INSTRUCTIONS FOR THE TASK: Write out the records beneath this line exactly as they appear, minus any images.

═════ DATA ROWS

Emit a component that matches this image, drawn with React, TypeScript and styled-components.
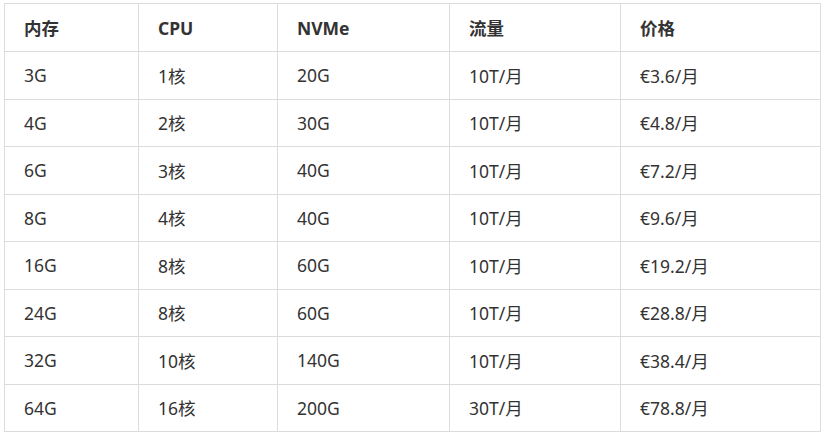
import { createGlobalStyle } from "styled-components";
import styled from "styled-components";

const GlobalStyle = createGlobalStyle`
  html, body {
    margin: 0;
    padding: 0;
    background: #fff;
  }
  body {
    font-family: "Noto Sans", "Noto Sans CJK SC", sans-serif;
    color: #333;
  }
`;

const S = {
  Page: styled.div`
    padding: 3px 0 0 4px;
  `,
  Table: styled.table`
    border-collapse: collapse;
    table-layout: fixed;
    width: 816px;
    font-size: 17.5px;
  `,
  HeadCell: styled.th`
    height: 47px;
    padding: 0 19px;
    border: 1px solid #dcdcdc;
    text-align: left;
    font-weight: 700;
    color: #333;
  `,
  Cell: styled.td`
    height: 46.5px;
    padding: 0 19px;
    border: 1px solid #dcdcdc;
    text-align: left;
    color: #333;
  `,
};

const widths = [134, 139, 172, 171, 200];
const head = ["内存", "CPU", "NVMe", "流量", "价格"];
const rows = [
  ["3G", "1核", "20G", "10T/月", "€3.6/月"],
  ["4G", "2核", "30G", "10T/月", "€4.8/月"],
  ["6G", "3核", "40G", "10T/月", "€7.2/月"],
  ["8G", "4核", "40G", "10T/月", "€9.6/月"],
  ["16G", "8核", "60G", "10T/月", "€19.2/月"],
  ["24G", "8核", "60G", "10T/月", "€28.8/月"],
  ["32G", "10核", "140G", "10T/月", "€38.4/月"],
  ["64G", "16核", "200G", "30T/月", "€78.8/月"],
];

export default function App() {
  return (
    <S.Page>
      <GlobalStyle />
      <S.Table>
        <colgroup>
          {widths.map((w, i) => (
            <col key={i} style={{ width: w }} />
          ))}
        </colgroup>
        <thead>
          <tr>
            {head.map((h) => (
              <S.HeadCell key={h}>{h}</S.HeadCell>
            ))}
          </tr>
        </thead>
        <tbody>
          {rows.map((r, i) => (
            <tr key={i}>
              {r.map((c, j) => (
                <S.Cell key={j}>{c}</S.Cell>
              ))}
            </tr>
          ))}
        </tbody>
      </S.Table>
    </S.Page>
  );
}
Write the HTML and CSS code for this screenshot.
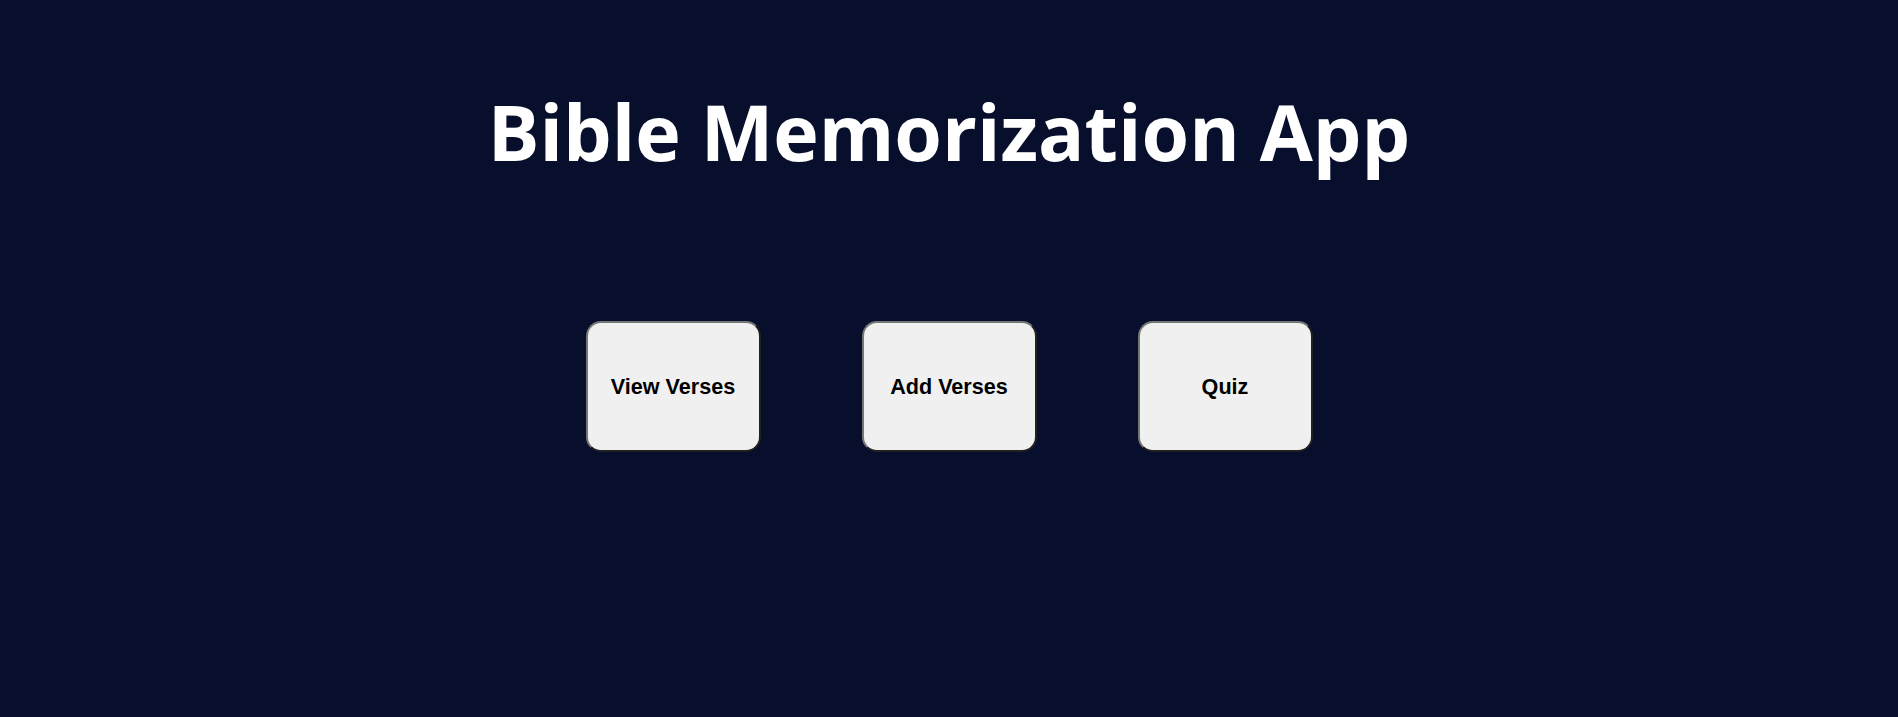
FILE: index.html
```html
<!DOCTYPE html>
<html lang="en">
<head>
<meta charset="utf-8">
<title>Bible Memorization App</title>
<link rel="stylesheet" href="styles.css">
</head>
<body>
<main class="app">
  <h1 class="app-title">Bible Memorization App</h1>
  <nav class="menu">
    <button class="menu-btn" type="button">View Verses</button>
    <button class="menu-btn" type="button">Add Verses</button>
    <button class="menu-btn" type="button">Quiz</button>
  </nav>
</main>
</body>
</html>
```
FILE: styles.css
```css
html, body {
  margin: 0;
  padding: 0;
  height: 100%;
}
body {
  background: #080f2c;
  color: #ffffff;
  font-family: "Open Sans", "Noto Sans", sans-serif;
}
.app {
  display: flex;
  flex-direction: column;
  align-items: center;
  padding-top: 85px;
}
.app-title {
  margin: 0;
  font-size: 77px;
  font-weight: 700;
  line-height: 94px;
  letter-spacing: 0;
}
.menu {
  display: flex;
  gap: 101px;
  margin-top: 142px;
}
.menu-btn {
  box-sizing: border-box;
  width: 175px;
  height: 131px;
  background: #f0f0f0;
  border: 2px outset #767676;
  border-radius: 15px;
  font-family: "Liberation Sans", Arial, sans-serif;
  font-weight: 700;
  font-size: 21.6px;
  color: #000;
  padding: 0;
}
```
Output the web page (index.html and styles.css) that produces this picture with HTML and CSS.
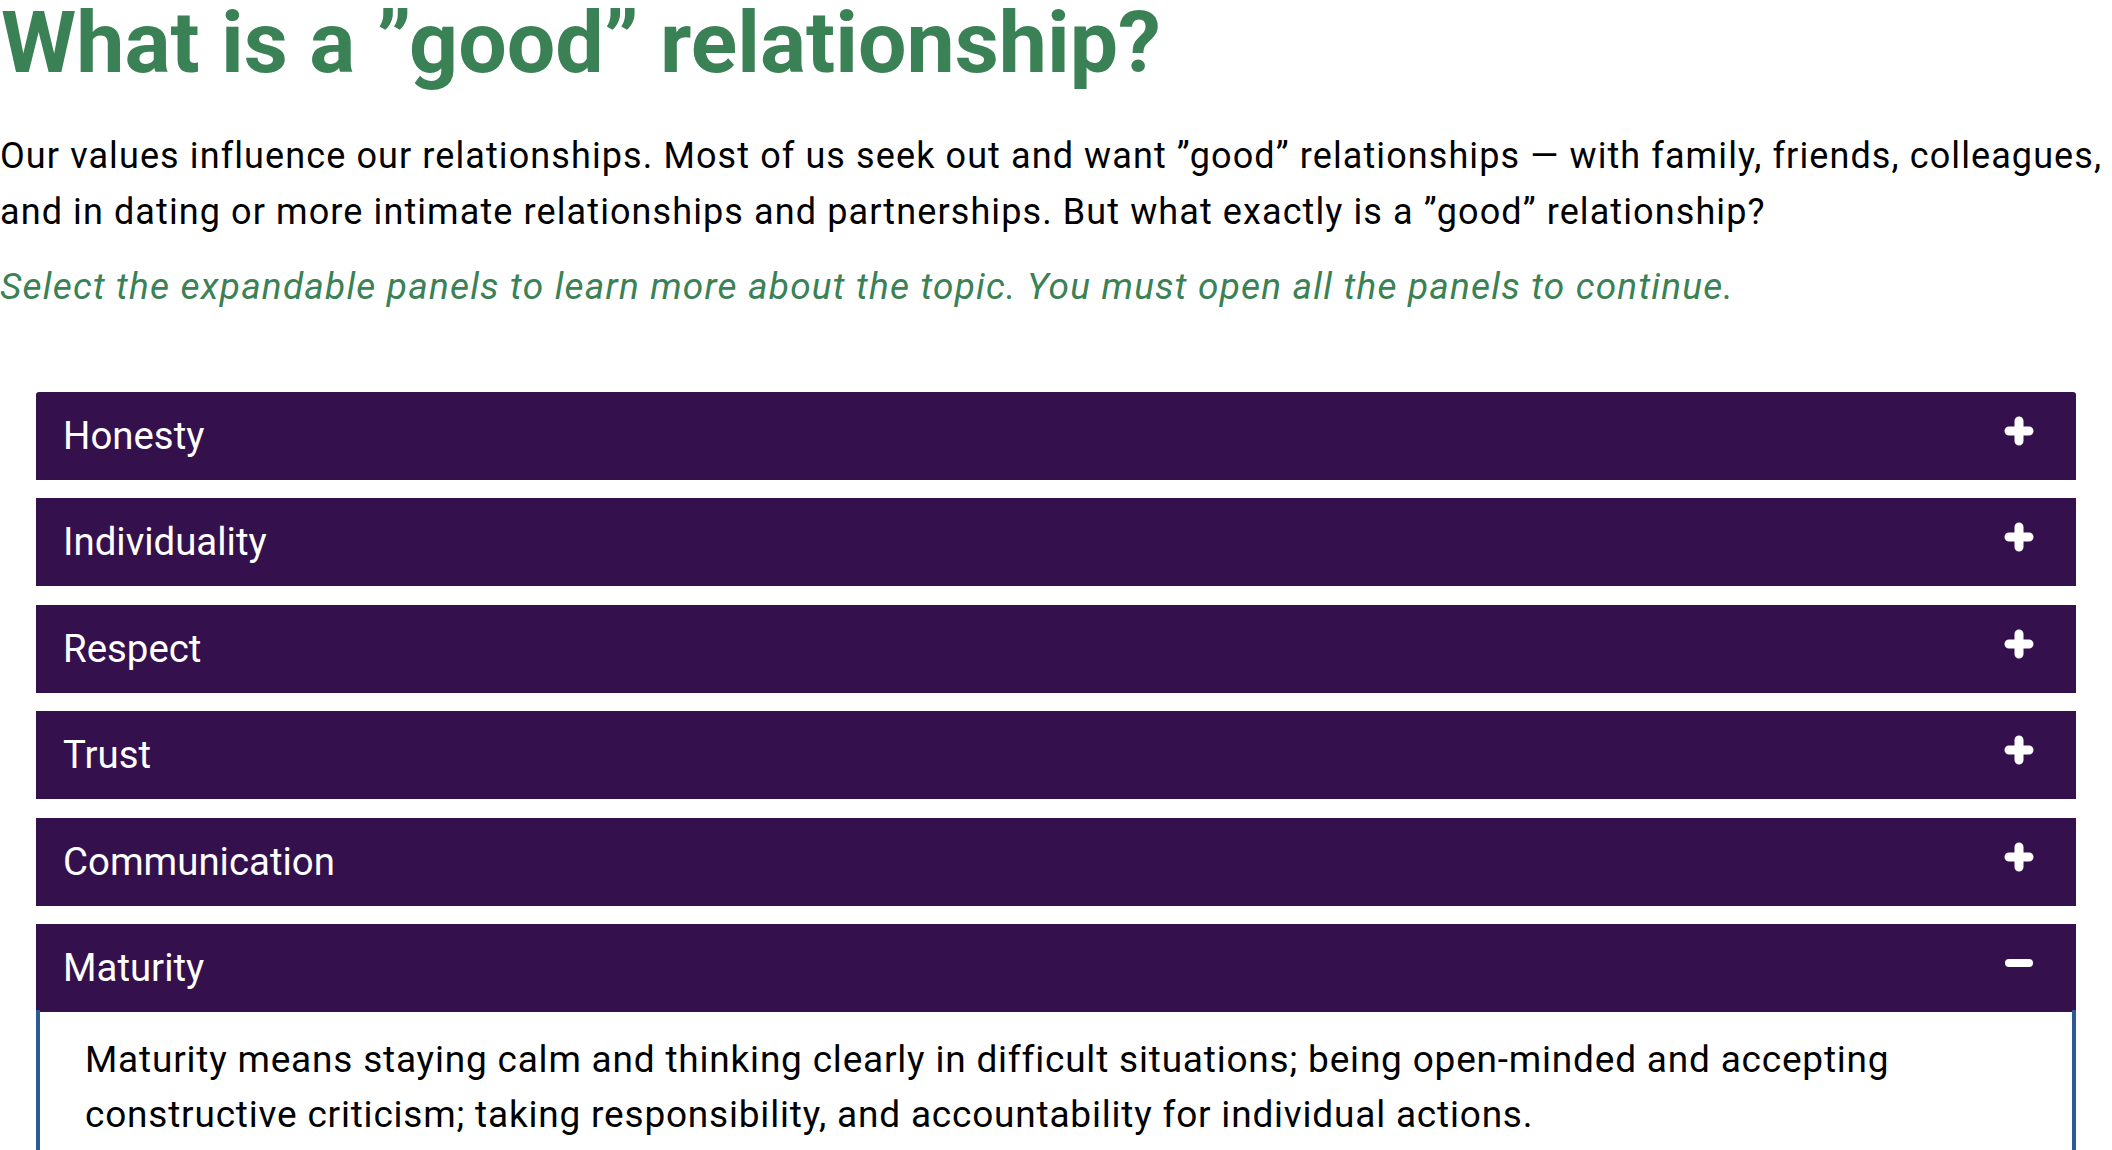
FILE: index.html
```html
<!DOCTYPE html>
<html lang="en">
<head>
    <meta charset="UTF-8">
    <meta name="viewport" content="width=device-width, initial-scale=1.0">
    <title>What is a "good" relationship?</title>
    <link rel="stylesheet" href="styles.css">
</head>
<body>
    <h1 class="title">What is a &rdquo;good&rdquo; relationship?</h1>
    <p class="intro">Our values influence our relationships. Most of us seek out and want &rdquo;good&rdquo; relationships &mdash; with family, friends, colleagues, and in dating or more intimate relationships and partnerships. But what exactly is a &rdquo;good&rdquo; relationship?</p>
    <p class="instructions">Select the expandable panels to learn more about the topic. You must open all the panels to continue.</p>

    <div class="accordion">
        <div class="panel">
            <button class="panel-header" type="button">
                <span>Honesty</span>
                <svg class="icon" viewBox="0 0 30 30"><path d="M15 5V25M5 15H25"/></svg>
            </button>
        </div>
        <div class="panel">
            <button class="panel-header" type="button">
                <span>Individuality</span>
                <svg class="icon" viewBox="0 0 30 30"><path d="M15 5V25M5 15H25"/></svg>
            </button>
        </div>
        <div class="panel">
            <button class="panel-header" type="button">
                <span>Respect</span>
                <svg class="icon" viewBox="0 0 30 30"><path d="M15 5V25M5 15H25"/></svg>
            </button>
        </div>
        <div class="panel">
            <button class="panel-header" type="button">
                <span>Trust</span>
                <svg class="icon" viewBox="0 0 30 30"><path d="M15 5V25M5 15H25"/></svg>
            </button>
        </div>
        <div class="panel">
            <button class="panel-header" type="button">
                <span>Communication</span>
                <svg class="icon" viewBox="0 0 30 30"><path d="M15 5V25M5 15H25"/></svg>
            </button>
        </div>
        <div class="panel open">
            <button class="panel-header" type="button">
                <span>Maturity</span>
                <svg class="icon minus" viewBox="0 0 30 30"><path d="M5 15H25"/></svg>
            </button>
            <div class="panel-body">
                <p>Maturity means staying calm and thinking clearly in difficult situations; being open-minded and accepting constructive criticism; taking responsibility, and accountability for individual actions.</p>
            </div>
        </div>
    </div>
</body>
</html>
```

FILE: styles.css
```css
body {
    font-family: Roboto, "Liberation Sans", sans-serif;
    background-color: #fff;
    color: #000;
    margin: 0;
    padding: 0;
}

.title {
    font-size: 86px;
    line-height: 1;
    font-weight: 700;
    color: #3a8155;
    margin: 0 0 42px 1px;
}

.intro,
.instructions {
    font-size: 36px;
    line-height: 56px;
    letter-spacing: 1.1px;
    margin: 0 0 19px;
}

.instructions {
    font-size: 37px;
    font-style: italic;
    letter-spacing: 1.2px;
    color: #3a8155;
}

.accordion {
    margin: 77px 36px 0;
    border-radius: 3px 3px 0 0;
    overflow: hidden;
}

.panel {
    margin-bottom: 18.4px;
}

.panel-header {
    display: flex;
    justify-content: space-between;
    align-items: flex-start;
    width: 100%;
    height: 88px;
    padding: 0 42px 0 27px;
    border: none;
    background-color: #34104d;
    color: #fff;
    font-family: inherit;
    font-size: 38.4px;
    line-height: 88px;
    text-align: left;
    cursor: pointer;
}

.icon {
    width: 30px;
    height: 30px;
    margin-top: 24px;
    fill: none;
    stroke: #fff;
    stroke-width: 9;
    stroke-linecap: round;
}

.icon.minus {
    stroke-width: 8;
}

.panel-body {
    border-left: 4px solid #2a5b95;
    border-right: 4px solid #2a5b95;
    margin-top: -2px;
    padding: 22px 45px 30px 45px;
}

.panel-body p {
    font-size: 37px;
    line-height: 55px;
    letter-spacing: 0.8px;
    margin: 0;
}
```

══════════

THE SOLUTION:
Emit a component that matches this image, drawn with React, TypeScript and styled-components.
import { createGlobalStyle } from "styled-components";
import styled from "styled-components";

const GlobalStyle = createGlobalStyle`
  html, body {
    margin: 0;
    padding: 0;
    background: #fff;
  }
  body {
    font-family: "Noto Sans", "Noto Sans CJK SC", sans-serif;
    color: #333;
  }
`;

const S = {
  Page: styled.div`
    padding: 3px 0 0 4px;
  `,
  Table: styled.table`
    border-collapse: collapse;
    table-layout: fixed;
    width: 816px;
    font-size: 17.5px;
  `,
  HeadCell: styled.th`
    height: 47px;
    padding: 0 19px;
    border: 1px solid #dcdcdc;
    text-align: left;
    font-weight: 700;
    color: #333;
  `,
  Cell: styled.td`
    height: 46.5px;
    padding: 0 19px;
    border: 1px solid #dcdcdc;
    text-align: left;
    color: #333;
  `,
};

const widths = [134, 139, 172, 171, 200];
const head = ["内存", "CPU", "NVMe", "流量", "价格"];
const rows = [
  ["3G", "1核", "20G", "10T/月", "€3.6/月"],
  ["4G", "2核", "30G", "10T/月", "€4.8/月"],
  ["6G", "3核", "40G", "10T/月", "€7.2/月"],
  ["8G", "4核", "40G", "10T/月", "€9.6/月"],
  ["16G", "8核", "60G", "10T/月", "€19.2/月"],
  ["24G", "8核", "60G", "10T/月", "€28.8/月"],
  ["32G", "10核", "140G", "10T/月", "€38.4/月"],
  ["64G", "16核", "200G", "30T/月", "€78.8/月"],
];

export default function App() {
  return (
    <S.Page>
      <GlobalStyle />
      <S.Table>
        <colgroup>
          {widths.map((w, i) => (
            <col key={i} style={{ width: w }} />
          ))}
        </colgroup>
        <thead>
          <tr>
            {head.map((h) => (
              <S.HeadCell key={h}>{h}</S.HeadCell>
            ))}
          </tr>
        </thead>
        <tbody>
          {rows.map((r, i) => (
            <tr key={i}>
              {r.map((c, j) => (
                <S.Cell key={j}>{c}</S.Cell>
              ))}
            </tr>
          ))}
        </tbody>
      </S.Table>
    </S.Page>
  );
}
Write the HTML and CSS code for this screenshot.
FILE: index.html
```html
<!DOCTYPE html>
<html lang="en">
<head>
<meta charset="utf-8">
<title>Bible Memorization App</title>
<link rel="stylesheet" href="styles.css">
</head>
<body>
<main class="app">
  <h1 class="app-title">Bible Memorization App</h1>
  <nav class="menu">
    <button class="menu-btn" type="button">View Verses</button>
    <button class="menu-btn" type="button">Add Verses</button>
    <button class="menu-btn" type="button">Quiz</button>
  </nav>
</main>
</body>
</html>
```
FILE: styles.css
```css
html, body {
  margin: 0;
  padding: 0;
  height: 100%;
}
body {
  background: #080f2c;
  color: #ffffff;
  font-family: "Open Sans", "Noto Sans", sans-serif;
}
.app {
  display: flex;
  flex-direction: column;
  align-items: center;
  padding-top: 85px;
}
.app-title {
  margin: 0;
  font-size: 77px;
  font-weight: 700;
  line-height: 94px;
  letter-spacing: 0;
}
.menu {
  display: flex;
  gap: 101px;
  margin-top: 142px;
}
.menu-btn {
  box-sizing: border-box;
  width: 175px;
  height: 131px;
  background: #f0f0f0;
  border: 2px outset #767676;
  border-radius: 15px;
  font-family: "Liberation Sans", Arial, sans-serif;
  font-weight: 700;
  font-size: 21.6px;
  color: #000;
  padding: 0;
}
```
Output the web page (index.html and styles.css) that produces this picture with HTML and CSS.
FILE: index.html
```html
<!DOCTYPE html>
<html lang="en">
<head>
    <meta charset="UTF-8">
    <meta name="viewport" content="width=device-width, initial-scale=1.0">
    <title>What is a "good" relationship?</title>
    <link rel="stylesheet" href="styles.css">
</head>
<body>
    <h1 class="title">What is a &rdquo;good&rdquo; relationship?</h1>
    <p class="intro">Our values influence our relationships. Most of us seek out and want &rdquo;good&rdquo; relationships &mdash; with family, friends, colleagues, and in dating or more intimate relationships and partnerships. But what exactly is a &rdquo;good&rdquo; relationship?</p>
    <p class="instructions">Select the expandable panels to learn more about the topic. You must open all the panels to continue.</p>

    <div class="accordion">
        <div class="panel">
            <button class="panel-header" type="button">
                <span>Honesty</span>
                <svg class="icon" viewBox="0 0 30 30"><path d="M15 5V25M5 15H25"/></svg>
            </button>
        </div>
        <div class="panel">
            <button class="panel-header" type="button">
                <span>Individuality</span>
                <svg class="icon" viewBox="0 0 30 30"><path d="M15 5V25M5 15H25"/></svg>
            </button>
        </div>
        <div class="panel">
            <button class="panel-header" type="button">
                <span>Respect</span>
                <svg class="icon" viewBox="0 0 30 30"><path d="M15 5V25M5 15H25"/></svg>
            </button>
        </div>
        <div class="panel">
            <button class="panel-header" type="button">
                <span>Trust</span>
                <svg class="icon" viewBox="0 0 30 30"><path d="M15 5V25M5 15H25"/></svg>
            </button>
        </div>
        <div class="panel">
            <button class="panel-header" type="button">
                <span>Communication</span>
                <svg class="icon" viewBox="0 0 30 30"><path d="M15 5V25M5 15H25"/></svg>
            </button>
        </div>
        <div class="panel open">
            <button class="panel-header" type="button">
                <span>Maturity</span>
                <svg class="icon minus" viewBox="0 0 30 30"><path d="M5 15H25"/></svg>
            </button>
            <div class="panel-body">
                <p>Maturity means staying calm and thinking clearly in difficult situations; being open-minded and accepting constructive criticism; taking responsibility, and accountability for individual actions.</p>
            </div>
        </div>
    </div>
</body>
</html>
```

FILE: styles.css
```css
body {
    font-family: Roboto, "Liberation Sans", sans-serif;
    background-color: #fff;
    color: #000;
    margin: 0;
    padding: 0;
}

.title {
    font-size: 86px;
    line-height: 1;
    font-weight: 700;
    color: #3a8155;
    margin: 0 0 42px 1px;
}

.intro,
.instructions {
    font-size: 36px;
    line-height: 56px;
    letter-spacing: 1.1px;
    margin: 0 0 19px;
}

.instructions {
    font-size: 37px;
    font-style: italic;
    letter-spacing: 1.2px;
    color: #3a8155;
}

.accordion {
    margin: 77px 36px 0;
    border-radius: 3px 3px 0 0;
    overflow: hidden;
}

.panel {
    margin-bottom: 18.4px;
}

.panel-header {
    display: flex;
    justify-content: space-between;
    align-items: flex-start;
    width: 100%;
    height: 88px;
    padding: 0 42px 0 27px;
    border: none;
    background-color: #34104d;
    color: #fff;
    font-family: inherit;
    font-size: 38.4px;
    line-height: 88px;
    text-align: left;
    cursor: pointer;
}

.icon {
    width: 30px;
    height: 30px;
    margin-top: 24px;
    fill: none;
    stroke: #fff;
    stroke-width: 9;
    stroke-linecap: round;
}

.icon.minus {
    stroke-width: 8;
}

.panel-body {
    border-left: 4px solid #2a5b95;
    border-right: 4px solid #2a5b95;
    margin-top: -2px;
    padding: 22px 45px 30px 45px;
}

.panel-body p {
    font-size: 37px;
    line-height: 55px;
    letter-spacing: 0.8px;
    margin: 0;
}
```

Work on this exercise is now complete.